Despite AI Advancements, Human Oversight Remains Essential

Icahn School of Medicine. Stock AI in medicine concept image shows medical holographic icons around a central AI icon

The introduction of artificial intelligence-driven technology into health care continues at a brisk pace, with sometimes uneven results.

Researchers at the Icahn School of Medicine at Mount Sinai wanted to know how state-of-the-art artificial intelligence systems known as large language models (LLMs) would perform as medical coders, a precise, laborious and time-consuming task that is mostly still performed by humans.

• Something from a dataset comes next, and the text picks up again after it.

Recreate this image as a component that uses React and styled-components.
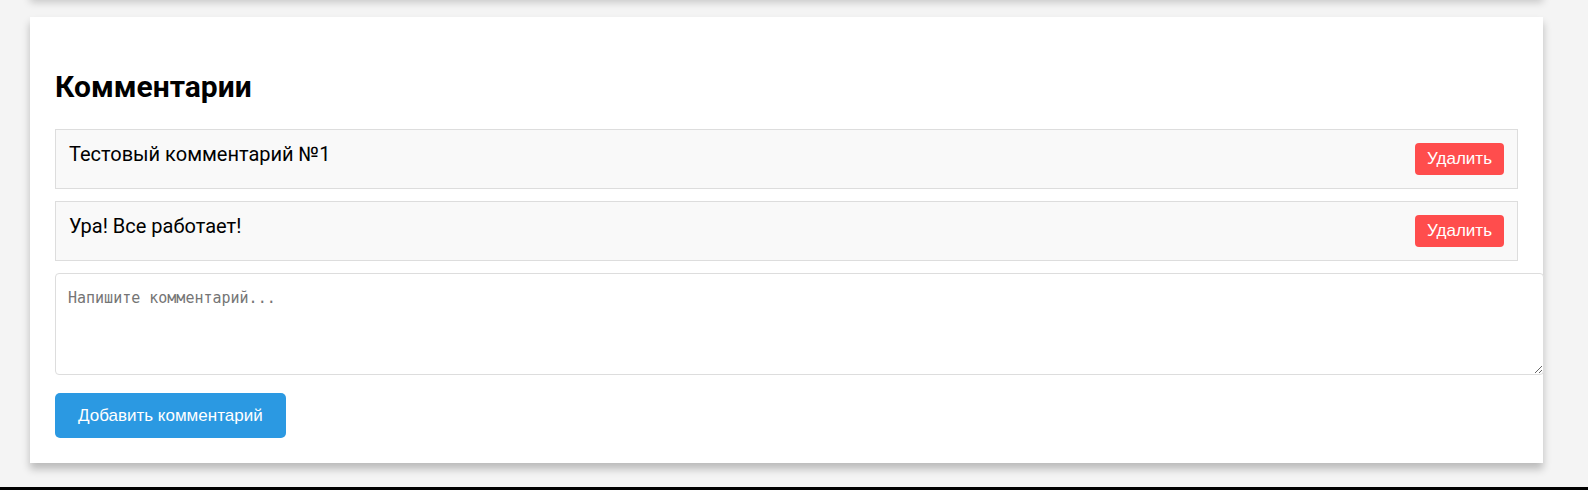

Their study, published in the April 19 online issue of NEJM emphasizes the necessity for refinement and validation of these technologies before considering clinical implementation.

The study cross-checked the results of more than 27,000 unique diagnosis and procedure codes originally produced by human medical coders against the results generated by OpenAI, Google, and Meta, when those programs were fed the same medical data.

The generated codes were compared with the original codes and errors were analyzed for any patterns. All of the studied LLM’s showed limited accuracy (below 50 percent) in reproducing the original medical codes, highlighting a significant gap in their usefulness for medical coding.

Co-senior author Girish Nadkarni, M.D., said “This study sheds light on the current capabilities and challenges of AI in health care, emphasizing the need for careful consideration and additional refinement prior to widespread adoption.”